The comparison matrix is annotated with the scores, and the axes are labeled with the ensemble labels.

idpet.visualization.plot_histogram(ax, data, labels, bins=50, range=None, title='Histogram', xlabel='x', ylabel='Density', location=None)[source]

Plot an histogram for different features.

Parameters

ax: plt.Axes: Matplotlib axis object where the histograms will be for plotted.
data: List[np.array]: List of NumPy array storing the data to be plotted.
labels: List[str]: List of strings with the labels of the arrays.
bins:: Number of bins.
range: Tuple, optional: A tuple with a min and max value for the histogram. Default is None, which corresponds to using the min a max value across all data.
title: str, optional: Title of the axis object.
xlabel: str, optional: Label of the horizontal axis.
ylabel: str, optional: Label of the vertical axis.

Returns

plt.Axes: Axis objects for the histogram plot of original labels.

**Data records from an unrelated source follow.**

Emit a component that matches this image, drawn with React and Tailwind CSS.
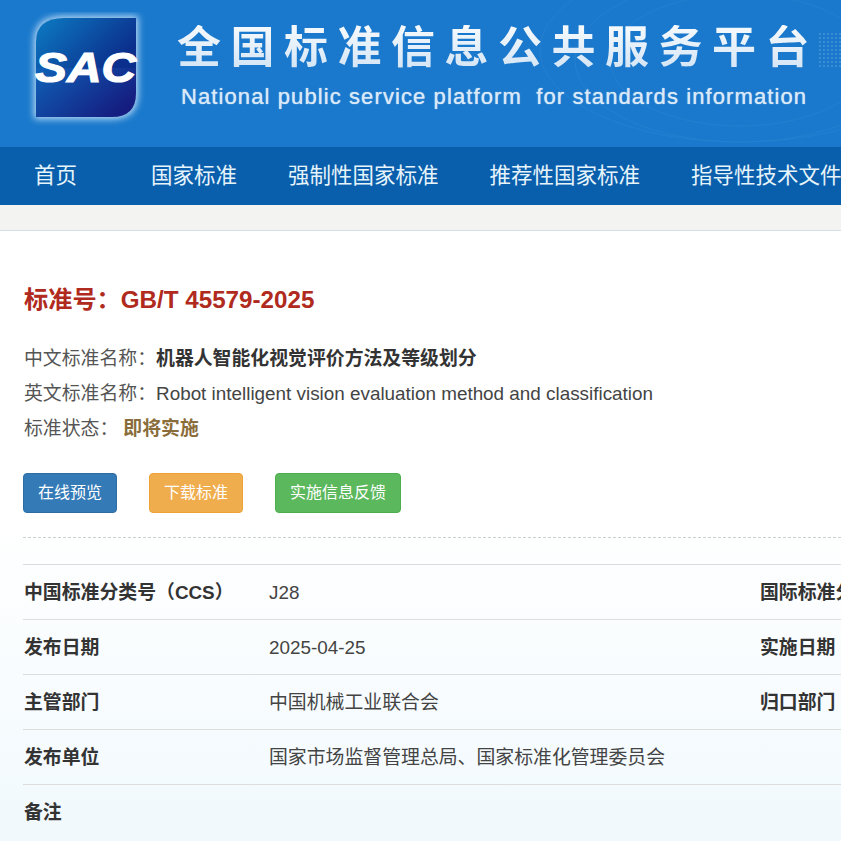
const cjk = "font-['Liberation_Sans','Noto_Sans_CJK_SC',sans-serif]";

const navItems = ["国家标准", "强制性国家标准", "推荐性国家标准", "指导性技术文件"];

const rows = [
  { label: "中国标准分类号（CCS）", value: "J28", label2: "国际标准分类号（ICS）" },
  { label: "发布日期", value: "2025-04-25", label2: "实施日期" },
  { label: "主管部门", value: "中国机械工业联合会", label2: "归口部门" },
  { label: "发布单位", value: "国家市场监督管理总局、国家标准化管理委员会" },
  { label: "备注", value: "" },
];

function Logo() {
  return (
    <svg width="124" height="124" viewBox="0 0 124 124" className="shrink-0">
      <defs>
        <linearGradient id="logoTop" x1="0" y1="0" x2="1" y2="0.5">
          <stop offset="0" stopColor="#0c7cc4" />
          <stop offset="1" stopColor="#0b2f8c" />
        </linearGradient>
        <linearGradient id="logoBottom" x1="0" y1="0" x2="1" y2="0.6">
          <stop offset="0" stopColor="#0f62b8" />
          <stop offset="1" stopColor="#151d80" />
        </linearGradient>
        <filter id="logoGlow" x="-20%" y="-20%" width="140%" height="140%">
          <feGaussianBlur stdDeviation="3.5" />
        </filter>
        <clipPath id="logoClip">
          <path d="M40 6H112V81Q112 105 88 105H12V30Q12 6 40 6Z" />
        </clipPath>
      </defs>
      <path d="M40 6H112V81Q112 105 88 105H12V30Q12 6 40 6Z" fill="#e4f3ff" stroke="#e4f3ff" strokeWidth="4" opacity="0.8" filter="url(#logoGlow)" />
      <g clipPath="url(#logoClip)">
        <rect x="12" y="6" width="100" height="50" fill="url(#logoTop)" />
        <rect x="12" y="56" width="100" height="50" fill="url(#logoBottom)" />
      </g>
      <text
        x="11"
        y="70"
        fill="#ffffff"
        fontFamily="Liberation Sans"
        fontWeight="700"
        fontStyle="italic"
        fontSize="42"
        textLength="101"
        lengthAdjust="spacingAndGlyphs"
        stroke="#ffffff"
        strokeWidth="1.2"
      >
        SAC
      </text>
    </svg>
  );
}

function HeaderDecor() {
  return (
    <svg className="absolute inset-0 pointer-events-none" width="841" height="147" viewBox="0 0 841 147" fill="none">
      <g stroke="#5aa5e3" strokeWidth="1" opacity="0.14">
        <ellipse cx="740" cy="60" rx="130" ry="66" />
        <ellipse cx="740" cy="60" rx="165" ry="82" />
        <ellipse cx="740" cy="50" rx="200" ry="92" />
      </g>
      <g fill="#8cc4f0" opacity="0.35">
        {Array.from({ length: 9 }).map((_, r) =>
          Array.from({ length: 7 }).map((_, c) => (
            <circle key={`${r}-${c}`} cx={820 + c * 4} cy={34 + r * 4} r="1" />
          ))
        )}
      </g>
    </svg>
  );
}

function ActionButton({ className, children }) {
  return (
    <a className={`flex h-10 items-center justify-center rounded-[4px] border px-[14px] text-[16px] text-white ${className}`}>
      {children}
    </a>
  );
}

export default function App() {
  return (
    <div className={`h-[841px] w-[841px] overflow-hidden bg-linear-to-b from-white from-[62%] to-[#f1f9fd] text-[#333] ${cjk}`}>
      {/* Banner */}
      <header className="relative flex h-[147px] bg-[#1a79cc] pl-[24px] pt-[12px]">
        <HeaderDecor />
        <Logo />
        <div className="relative ml-[29px] pt-[13px]">
          <h1 className="whitespace-nowrap bg-linear-to-b from-[#f6fafd] to-[#d3e4f5] bg-clip-text text-[44px] font-semibold leading-[46px] tracking-[9.5px] text-transparent">
            全国标准信息公共服务平台
          </h1>
          <p className="ml-[4px] mt-[13px] whitespace-pre text-[22px] leading-[26px] tracking-[1.1px] text-[#d9e9f8] [text-shadow:0_0_1px_#d9e9f8]">
            National public service platform  for standards information
          </p>
        </div>
      </header>

      {/* Nav */}
      <nav className="flex h-[58px] items-center gap-[51px] whitespace-nowrap bg-[#0a5fac] pl-[34px] text-[21.5px] text-[#e6f4fb]">
        <a className="mr-[23px]">首页</a>
        {navItems.map((item) => (
          <a key={item}>{item}</a>
        ))}
      </nav>
      <div className="h-[26px] border-b border-[#d3dfe8] bg-[#f3f3f1]" />

      {/* Standard details */}
      <main className="pl-[23px]">
        <h2 className="ml-px mt-[53px] text-[24.2px] font-bold leading-[32px] text-[#b02a20]">
          标准号：GB/T 45579-2025
        </h2>

        <div className="ml-px mt-[25px] text-[18.86px] leading-[35px] text-[#555]">
          <p>
            中文标准名称：<span className="font-bold text-[#333]">机器人智能化视觉评价方法及等级划分</span>
          </p>
          <p>
            英文标准名称：<span className="text-[#444]">Robot intelligent vision evaluation method and classification</span>
          </p>
          <p>
            标准状态：<span className="ml-[5px] font-bold text-[#8a6d3b]">即将实施</span>
          </p>
        </div>

        <div className="mt-[27px] flex gap-[32px]">
          <ActionButton className="border-[#2e6da4] bg-[#337ab7]">在线预览</ActionButton>
          <ActionButton className="border-[#eea236] bg-[#f0ad4e]">下载标准</ActionButton>
          <ActionButton className="border-[#4cae4c] bg-[#5cb85c]">实施信息反馈</ActionButton>
        </div>

        <div className="mt-[24px] border-t border-dashed border-[#cfcfcf]" />

        <div className="mt-[26px] w-[818px] whitespace-nowrap text-[18.86px]">
          {rows.map((row) => (
            <div key={row.label} className="flex h-[55px] items-center border-t border-[#ddd] pt-[2px]">
              <div className="ml-px w-[245px] shrink-0 font-bold">{row.label}</div>
              <div className="w-[491px] shrink-0 text-[#444]">{row.value}</div>
              {row.label2 && <div className="font-bold">{row.label2}</div>}
            </div>
          ))}
        </div>
      </main>
    </div>
  );
}
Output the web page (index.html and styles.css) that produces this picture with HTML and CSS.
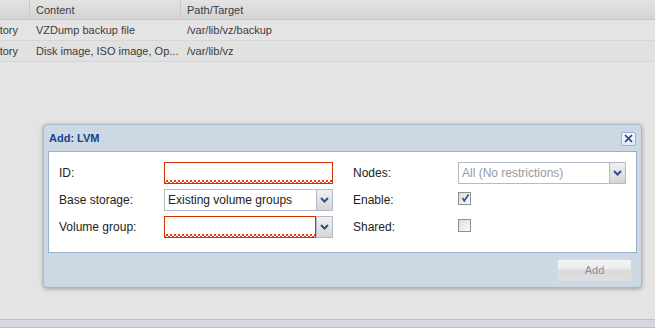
FILE: index.html
```html
<!DOCTYPE html>
<html lang="en">
<head>
    <meta charset="UTF-8">
    <title>Add: LVM</title>
    <link rel="stylesheet" href="styles.css">
</head>
<body>
    <div class="page">
        <div class="grid">
            <div class="grid-head">
                <div class="cell col-type"></div>
                <div class="cell col-content">Content</div>
                <div class="cell col-path">Path/Target</div>
            </div>
            <div class="grid-row">
                <div class="cell col-type"><span class="clip">Directory</span></div>
                <div class="cell col-content">VZDump backup file</div>
                <div class="cell col-path">/var/lib/vz/backup</div>
            </div>
            <div class="grid-row alt">
                <div class="cell col-type"><span class="clip">Directory</span></div>
                <div class="cell col-content">Disk image, ISO image, Op...</div>
                <div class="cell col-path">/var/lib/vz</div>
            </div>
        </div>
        <div class="fill"></div>
        <div class="statusbar"></div>
    </div>

    <div class="window">
        <div class="win-header">
            <span class="win-title">Add: LVM</span>
            <span class="tool-close">
                <svg width="9" height="9" viewBox="0 0 9 9"><path d="M1 1L8 8M8 1L1 8" stroke="#15428b" stroke-width="1.6" fill="none"/></svg>
            </span>
        </div>
        <div class="win-body">
            <div class="col">
                <div class="row">
                    <label class="lbl">ID:</label>
                    <div class="field invalid"></div>
                </div>
                <div class="row">
                    <label class="lbl">Base storage:</label>
                    <div class="combo">
                        <div class="combo-text">Existing volume groups</div>
                        <div class="trigger"><svg width="9" height="6" viewBox="0 0 9 6"><path d="M1 1L4.5 4.5L8 1" stroke="#2d4f8a" stroke-width="2" fill="none"/></svg></div>
                    </div>
                </div>
                <div class="row">
                    <label class="lbl">Volume group:</label>
                    <div class="combo">
                        <div class="combo-text invalid"></div>
                        <div class="trigger"><svg width="9" height="6" viewBox="0 0 9 6"><path d="M1 1L4.5 4.5L8 1" stroke="#2d4f8a" stroke-width="2" fill="none"/></svg></div>
                    </div>
                </div>
            </div>
            <div class="col">
                <div class="row">
                    <label class="lbl">Nodes:</label>
                    <div class="combo wide">
                        <div class="combo-text empty">All (No restrictions)</div>
                        <div class="trigger"><svg width="9" height="6" viewBox="0 0 9 6"><path d="M1 1L4.5 4.5L8 1" stroke="#2d4f8a" stroke-width="2" fill="none"/></svg></div>
                    </div>
                </div>
                <div class="row">
                    <label class="lbl">Enable:</label>
                    <span class="check">
                        <svg width="10" height="10" viewBox="0 0 10 10"><path d="M2.5 5L4.3 8L8.5 1.5" stroke="#3050a0" stroke-width="1.7" fill="none"/></svg>
                    </span>
                </div>
                <div class="row">
                    <label class="lbl">Shared:</label>
                    <span class="check"></span>
                </div>
            </div>
        </div>
        <div class="win-footer">
            <button class="btn" disabled>Add</button>
        </div>
    </div>
</body>
</html>
```

FILE: styles.css
```css
body {
    margin: 0;
    font-family: 'Liberation Sans', Arial, sans-serif;
    font-size: 12px;
    color: #222;
    background-color: #e4e4e4;
}
.page {
    display: flex;
    flex-direction: column;
    height: 328px;
    overflow: hidden;
}
.grid {
    font-size: 11px;
}
.grid-head,
.grid-row {
    display: flex;
    height: 20px;
    align-items: center;
    box-sizing: border-box;
}
.grid-head {
    background: linear-gradient(#e3e3e3, #d4d4d4);
    border-bottom: 1px solid #c4c4c4;
    color: #3c3c3c;
}
.grid-row {
    height: 21px;
    background-color: #e4e4e4;
    border-bottom: 1px solid #d6d6d6;
    color: #3c3c3c;
}
.grid-row.alt {
    background-color: #e1e1e1;
}
.cell {
    height: 100%;
    display: flex;
    align-items: center;
    box-sizing: border-box;
    padding-left: 6px;
    white-space: nowrap;
    overflow: hidden;
}
.col-type {
    width: 30px;
    padding-left: 0;
}
.col-content {
    width: 151px;
}
.col-path {
    flex: 1;
}
.grid-head .col-type,
.grid-head .col-content {
    border-right: 1px solid #cacaca;
}
.clip {
    margin-left: -26px;
}
.fill {
    flex: 1;
}
.statusbar {
    height: 7px;
    background-color: #d5d9df;
    border-top: 1px solid #b9c1cc;
    border-bottom: 1px solid #b9c1cc;
}

/* window */
.window {
    position: absolute;
    left: 43px;
    top: 124px;
    width: 599px;
    box-sizing: border-box;
    padding: 0 4px;
    background-color: #cdd8e5;
    border: 1px solid #a6b8cd;
    border-radius: 4px;
    box-shadow: 0 1px 4px rgba(0, 0, 0, 0.3);
}
.win-header {
    height: 26px;
    display: flex;
    align-items: center;
    justify-content: space-between;
    padding-left: 1px;
}
.win-title {
    font-size: 11px;
    font-weight: bold;
    color: #15428b;
}
.tool-close {
    width: 13px;
    height: 12px;
    margin-right: 1px;
    margin-top: 1px;
    display: flex;
    align-items: center;
    justify-content: center;
    border: 1px solid #99b4d9;
    border-radius: 2px;
    background: linear-gradient(#f6f9fd, #e1eaf5);
}
.win-body {
    display: flex;
    gap: 20px;
    height: 102px;
    box-sizing: border-box;
    padding: 10px 10px 0 10px;
    background-color: #ffffff;
    border: 1px solid #99b0cc;
}
.col {
    display: flex;
    flex-direction: column;
    gap: 5px;
}
.row {
    display: flex;
    align-items: center;
    height: 22px;
}
.lbl {
    width: 105px;
}
.field,
.combo {
    width: 169px;
    height: 22px;
    box-sizing: border-box;
}
.field {
    border: 1px solid #b5b8c8;
}
.combo {
    display: flex;
}
.combo.wide {
    width: 168px;
}
.combo-text {
    flex: 1;
    display: flex;
    align-items: center;
    padding-left: 3px;
    border: 1px solid #b5b8c8;
    border-right: none;
    white-space: nowrap;
    overflow: hidden;
}
.combo-text.empty {
    color: #999;
}
.invalid {
    border: 1px solid #cc3300;
    background-color: #fff;
    background-image:
        linear-gradient(45deg, transparent 45%, #e0401a 45%, #e0401a 65%, transparent 65%),
        linear-gradient(-45deg, transparent 45%, #e0401a 45%, #e0401a 65%, transparent 65%);
    background-size: 4px 3px;
    background-repeat: repeat-x;
    background-position: left bottom;
}
.combo-text.invalid {
    border-right: 1px solid #cc3300;
}
.trigger {
    width: 17px;
    display: flex;
    align-items: center;
    justify-content: center;
    border: 1px solid #b5b8c8;
    background: linear-gradient(#f0f0f0, #d6d6d6);
    box-sizing: border-box;
}
.check {
    width: 13px;
    height: 13px;
    margin-top: -4px;
    box-sizing: border-box;
    border: 1px solid #8f8f8f;
    background: linear-gradient(135deg, #dcdcdc, #fafafa);
    display: flex;
    align-items: center;
    justify-content: center;
}
.win-footer {
    display: flex;
    justify-content: flex-end;
    padding: 6px 5px 6px 0;
}
.btn {
    width: 75px;
    height: 22px;
    font-family: inherit;
    font-size: 11px;
    color: #8c8f9c;
    border: 1px solid #d6dbe2;
    border-radius: 2px;
    background: linear-gradient(#f3f3f3 0%, #ececec 45%, #dadada 50%, #dedede 100%);
}
```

idpet.visualization.plot_violins(ax, data, labels, summary_stat='mean', title='Histogram', xlabel='x', color='blue', x_ticks_rotation=45)[source]

Make a violin plot.

Parameters

ax: plt.Axes: Matplotlib axis object where the histograms will be for plotted.
data: List[np.array]: List of NumPy array storing the data to be plotted.
labels: List[str]: List of strings with the labels of the arrays.
summary_stat: str, optional: Select between “median” or “mean” to show in violin plot. Default value is “mean”
title: str, optional: Title of the axis object.
xlabel: str, optional: Label of the horizontal axis.

Returns

plt.Axes: Axis objects for the histogram plot of original labels.